Researchers in the child welfare field have developed the concept of "protective factors" to go along with the concept of "risk factors". (See www.childwelfare.gov/can/factors/protective.cfm).
Protective factors are circumstances that are associated with lowering the frequency of child abuse and neglect.
One protective factor is resiliency, the ability to handle the different challenges that come your way, and bounce back from the hard times.
On a recent call to the Parental Stress Line Alice (pseudonym) called about her two daughters, one age 19 has a substance abuse problem and learning disability, the other age 16 attends a therapeutic school for children with special needs. She is a single parent, and overwhelmed by all of these challenges. On the Parental Stress Line we helped her identify her strengths -- the advocacy she has done for her children, maintaining a stable and safe home, reaching out to the PSL when she needs to touch base with another adult. Alice becomes more resilient as she identifies her strengths and past coping strategies and can use them in different situations that arise.

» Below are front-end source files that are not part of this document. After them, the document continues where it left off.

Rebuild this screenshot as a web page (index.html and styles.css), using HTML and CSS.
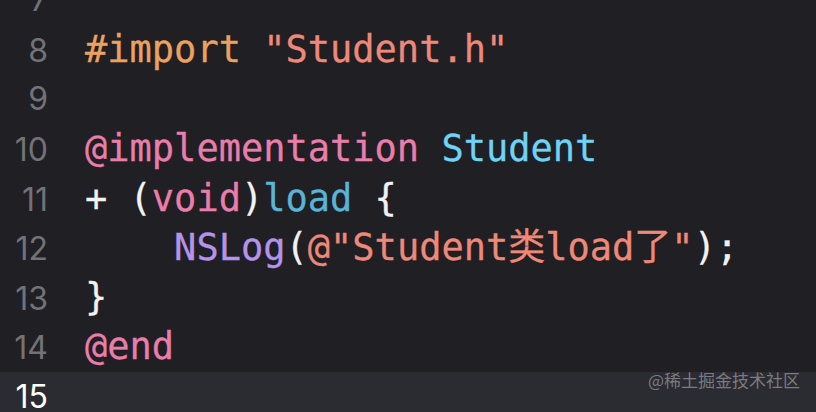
FILE: index.html
```html
<!DOCTYPE html>
<html lang="zh">
<head>
<meta charset="utf-8">
<link rel="stylesheet" href="styles.css">
</head>
<body>
<div class="editor">
  <div class="row"><span class="ln">7</span><span class="code"></span></div>
  <div class="row"><span class="ln">8</span><span class="code"><span class="pp">#import</span> <span class="str">"Student.h"</span></span></div>
  <div class="row"><span class="ln">9</span><span class="code"></span></div>
  <div class="row"><span class="ln">10</span><span class="code"><span class="kw">@implementation</span> <span class="ty">Student</span></span></div>
  <div class="row"><span class="ln">11</span><span class="code">+ (<span class="kw">void</span>)<span class="decl">load</span> {</span></div>
  <div class="row"><span class="ln">12</span><span class="code">    <span class="fn">NSLog</span>(<span class="str">@"Student类load了"</span>);</span></div>
  <div class="row"><span class="ln">13</span><span class="code">}</span></div>
  <div class="row"><span class="ln">14</span><span class="code"><span class="kw">@end</span></span></div>
  <div class="row current"><span class="ln">15</span><span class="code"></span></div>
</div>
<div class="watermark">@稀土掘金技术社区</div>
</body>
</html>
```
FILE: styles.css
```css
html, body {
  margin: 0;
  padding: 0;
  background: #1f1f24;
  width: 816px;
  height: 412px;
  overflow: hidden;
}
.editor {
  margin-top: -24.8px;
  display: flex;
  flex-direction: column;
}
.row {
  display: flex;
  align-items: baseline;
  height: 49.6px;
  line-height: 49.6px;
}
.row.current {
  background: #2b2c31;
}
.ln {
  width: 48px;
  text-align: right;
  font-family: Inter, "Noto Sans", sans-serif;
  font-size: 32px;
  color: #727277;
  flex: none;
}
.current .ln {
  color: #ffffff;
}
.code {
  padding-left: 37px;
  white-space: pre;
  font-family: "DejaVu Sans Mono", "Noto Sans CJK SC", monospace;
  font-size: 37px;
  color: #f2f2f2;
  -webkit-text-stroke: 0.3px currentColor;
}
.pp { color: #eda15f; }
.str { color: #ef8878; }
.kw { color: #ea7eab; }
.ty { color: #6ed3f4; }
.decl { color: #58b5d5; }
.fn { color: #b693ea; }
.watermark {
  position: absolute;
  right: 16px;
  bottom: 20px;
  font-family: "Noto Sans CJK SC", sans-serif;
  font-size: 17px;
  color: rgba(150, 150, 155, 0.75);
}
```
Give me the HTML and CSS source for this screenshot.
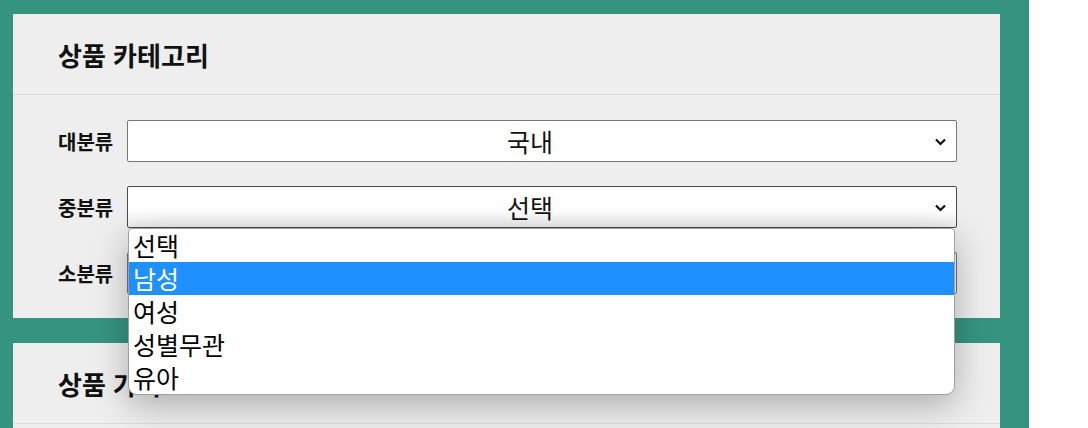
FILE: index.html
```html
<!DOCTYPE html>
<html lang="ko">
<head>
  <meta charset="UTF-8">
  <meta name="viewport" content="width=device-width, initial-scale=1.0">
  <title>상품 등록</title>
  <link rel="stylesheet" href="styles.css">
</head>
<body>
  <div class="page">
    <div class="card">
      <h2 class="card-title">상품 카테고리</h2>
      <div class="card-body">
        <div class="field">
          <label>대분류</label>
          <div class="select">
            <span>국내</span>
            <svg class="chevron" viewBox="0 0 12 8"><path d="M1.5 1.5 L6 6 L10.5 1.5" fill="none" stroke="#111" stroke-width="2.2"/></svg>
          </div>
        </div>

        <div class="field">
          <label>중분류</label>
          <div class="select-wrap">
            <div class="select open">
              <span>선택</span>
              <svg class="chevron" viewBox="0 0 12 8"><path d="M1.5 1.5 L6 6 L10.5 1.5" fill="none" stroke="#111" stroke-width="2.2"/></svg>
            </div>
            <ul class="options">
              <li>선택</li>
              <li class="active">남성</li>
              <li>여성</li>
              <li>성별무관</li>
              <li>유아</li>
            </ul>
          </div>
        </div>

        <div class="field">
          <label>소분류</label>
          <div class="select">
            <span>선택</span>
            <svg class="chevron" viewBox="0 0 12 8"><path d="M1.5 1.5 L6 6 L10.5 1.5" fill="none" stroke="#111" stroke-width="2.2"/></svg>
          </div>
        </div>
      </div>
    </div>

    <div class="card">
      <h2 class="card-title">상품 가격</h2>
      <div class="card-body"></div>
    </div>
  </div>
</body>
</html>
```

FILE: styles.css
```css
body {
  margin: 0;
  background: white;
  font-family: "Noto Sans CJK KR", "Noto Sans", sans-serif;
  color: #111;
  overflow: hidden;
}

.page {
  width: 987px;
  padding: 14px 29px 20px 13px;
  background: #359480;
  display: flex;
  flex-direction: column;
  gap: 25px;
}

.card {
  background: #eeeeee;
}

.card-title {
  margin: 0;
  height: 80px;
  padding-left: 45px;
  display: flex;
  align-items: center;
  font-size: 26px;
  font-weight: bold;
  border-bottom: 1px solid #dcdcdc;
}

.card-body {
  padding: 25px 43px 24px 45px;
  display: flex;
  flex-direction: column;
  gap: 24px;
}

.field {
  display: flex;
  align-items: center;
}

.field label {
  width: 69px;
  flex-shrink: 0;
  font-size: 20px;
  font-weight: bold;
}

.select-wrap {
  position: relative;
  flex: 1;
  display: flex;
}

.select {
  flex: 1;
  height: 40px;
  padding-right: 24px;
  position: relative;
  display: flex;
  align-items: center;
  justify-content: center;
  background: white;
  border: 1px solid #767676;
  border-radius: 2px;
  font-size: 25px;
}

.select.open {
  border-color: #4a4a4a;
  background: linear-gradient(#ffffff 60%, #ececec);
}

.chevron {
  position: absolute;
  right: 9px;
  top: 17px;
  width: 13px;
  height: 8px;
}

.options {
  position: absolute;
  top: 100%;
  left: 1px;
  right: 2px;
  margin: 0;
  padding: 0;
  list-style: none;
  background: white;
  border: 1px solid #a0a0a0;
  border-radius: 4px 4px 9px 9px;
  box-shadow: 0 10px 34px rgba(0, 0, 0, 0.28);
  z-index: 10;
}

.options li {
  height: 33px;
  line-height: 33px;
  padding-left: 4px;
  font-size: 25px;
  color: #000;
}

.options li.active {
  background: #1e90ff;
  color: white;
}
```
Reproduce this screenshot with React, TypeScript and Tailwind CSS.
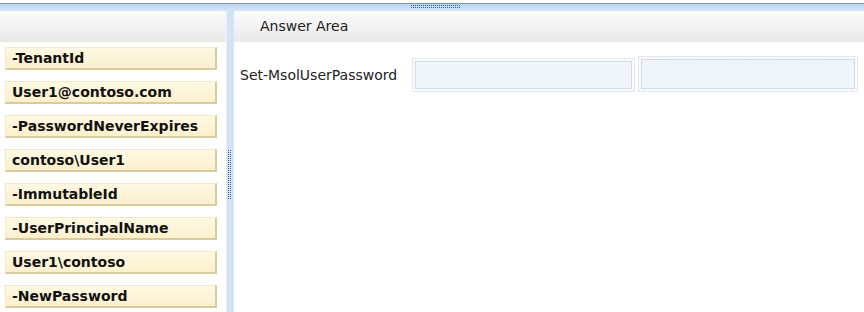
import React from "react";

const items = [
  "-TenantId",
  "User1@contoso.com",
  "-PasswordNeverExpires",
  "contoso\\User1",
  "-ImmutableId",
  "-UserPrincipalName",
  "User1\\contoso",
  "-NewPassword",
];

function Grip({ vertical }: { vertical?: boolean }) {
  if (vertical) {
    return (
      <svg width="4" height="50" viewBox="0 0 4 50">
        {Array.from({ length: 25 }).map((_, i) => (
          <g key={i}>
            <rect x="0" y={i * 2} width="1" height="1" fill="#3a5a8a" />
            <rect x="2" y={i * 2} width="1" height="1" fill="#3a5a8a" />
          </g>
        ))}
      </svg>
    );
  }
  return (
    <svg width="50" height="4" viewBox="0 0 50 4">
      {Array.from({ length: 25 }).map((_, i) => (
        <g key={i}>
          <rect x={i * 2} y="0" width="1" height="1" fill="#3a5a8a" />
          <rect x={i * 2} y="2" width="1" height="1" fill="#3a5a8a" />
        </g>
      ))}
    </svg>
  );
}

export default function App() {
  return (
    <div
      className="w-[864px] h-[312px] bg-white overflow-hidden flex flex-col"
      style={{ fontFamily: "Verdana, 'DejaVu Sans', sans-serif" }}
    >
      <div className="h-[3px] bg-white" />
      <div className="h-[1px] bg-[#7f93a6]" />
      <div className="h-[7px] bg-gradient-to-b from-[#b9d6f3] to-[#d3e6f8] flex items-start pl-[411px] pt-[1px]">
        <Grip />
      </div>
      <div className="flex flex-1 min-h-0">
        <div className="w-[226px] flex flex-col">
          <div className="h-[31px] bg-gradient-to-b from-[#fbfbfb] to-[#e9e9e9]" />
          <div className="flex flex-col gap-[11px] pt-[5px] pl-[5px]">
            {items.map((t) => (
              <div
                key={t}
                className="w-[212px] h-[23px] bg-gradient-to-b from-[#fff9e4] to-[#fcf0cc] border-l border-t border-[#f2e8c8] border-r-2 border-b-2 border-r-[#d9cba0] border-b-[#d9cba0] flex items-center pl-[6px] text-[14px] font-bold text-[#111] leading-none whitespace-nowrap"
              >
                {t}
              </div>
            ))}
          </div>
        </div>
        <div className="w-[8px] bg-[#d2e4f8] border-l border-[#e6f0fb] flex flex-col items-center pt-[139px]">
          <div className="ml-[-1px]">
            <Grip vertical />
          </div>
        </div>
        <div className="flex-1 flex flex-col">
          <div className="h-[31px] bg-gradient-to-b from-[#fbfbfb] to-[#e9e9e9] flex items-center pl-[26px] text-[14px] text-[#222]">
            Answer Area
          </div>
          <div className="flex items-start pt-[16px] pl-[6px]">
            <div className="text-[14px] text-[#222] mt-[7px] w-[172px] whitespace-nowrap">
              Set-MsolUserPassword
            </div>
            <div className="w-[223px]">
              <div className="h-[34px] p-[2px] border border-[#e4e9f0] bg-[#f7fafd]">
                <div className="h-full border border-[#d3dbe6] bg-gradient-to-r from-[#f0f5fc] via-[#edf7fd] to-[#f0f5fc]" />
              </div>
            </div>
            <div className="w-[220px] ml-[3px] mt-[-2px]">
              <div className="h-[36px] p-[2px] border border-[#e4e9f0] bg-[#f7fafd]">
                <div className="h-full border border-[#d3dbe6] bg-gradient-to-r from-[#f0f5fc] via-[#edf7fd] to-[#f0f5fc]" />
              </div>
            </div>
          </div>
        </div>
      </div>
    </div>
  );
}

In one of our Parent Support Groups Richard (pseudonym) talks with other parents about the difficulty of raising his son with Aspergers syndrome, a form of autism. He describes situations where his son has tantrums in public places, volatile reactions to textures of food and clothing, difficulty sleeping in his own bed. Richard becomes more resilient as he explores incidents where these behaviors arise, identifies what strategies have helped as well as receiving ideas generated by other members.
Parents become more resilient when they are able to identify their strengths on the Parental Stress Line or in parent support groups. They feel better about themselves, and they become more creative in identifying and utilizing strategies. With this raised self esteem and coping skills, the likelihood of child abuse and neglect is lowered.